Melanie, a self-taught gardener and plantswoman, gained a design degree, changed career direction and, while bringing up a family, conjured and brought this grand design to fruition in just 15 years.
“I liked gardening more,” she says of her design capabilities, “it’s more rewarding. Whatever, I always like being out there, doing it.”
Richmond started life almost 130 years ago when Carterton’s first town clerk Henry Wolters built a formal villa on what was originally 42 acres. As splendid as it was in the 19th century, Wolters could not have dreamed how his property would flourish in the 21st century, with its garden achieving such top honours.
After an extensive search for a property with a garden, the Greenwoods bought Richmond after it was passed in at auction.

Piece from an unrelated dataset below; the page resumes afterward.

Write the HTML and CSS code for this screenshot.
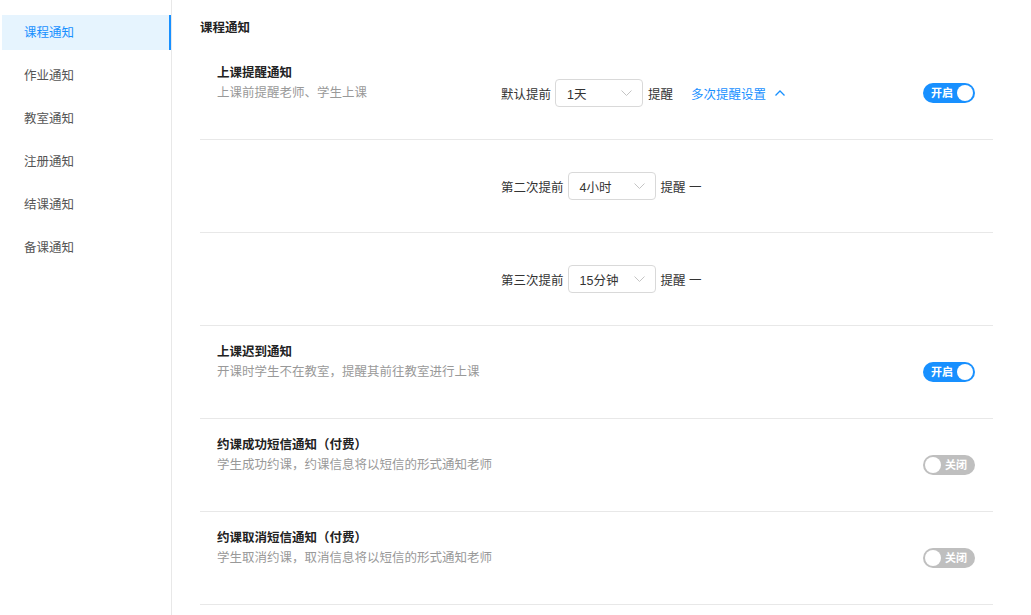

The house was neglected, some of it ‘dreadful’ but the land was flat. This captured Melanie’s imagination as the perfect site for a formal garden because there were no competing views.
The development of the garden took priority over the restoration of the house: Melanie immediately set about ‘doing it’– designing her three-hectare garden and launching into her long project. She had 24 enormous macrocarpa trees felled. These trees were planted in 1900 and shaded the old house, blocking views of the bare paddocks. The drive was re-routed and shelter trees planted on the boundaries.
She wanted her own garden paradise and the house could wait so a superbly designed addition and renovation – done with the help of an Historic Places Trust architect, Chris Cochrane – was put on the back-burner. It was completed just four years ago and now complements a garden that reflects the moods of all the four seasons.
The key words in the garden’s master plan were multiple planting, symmetry (classic Italian style), exotic trees, topiary and buxus.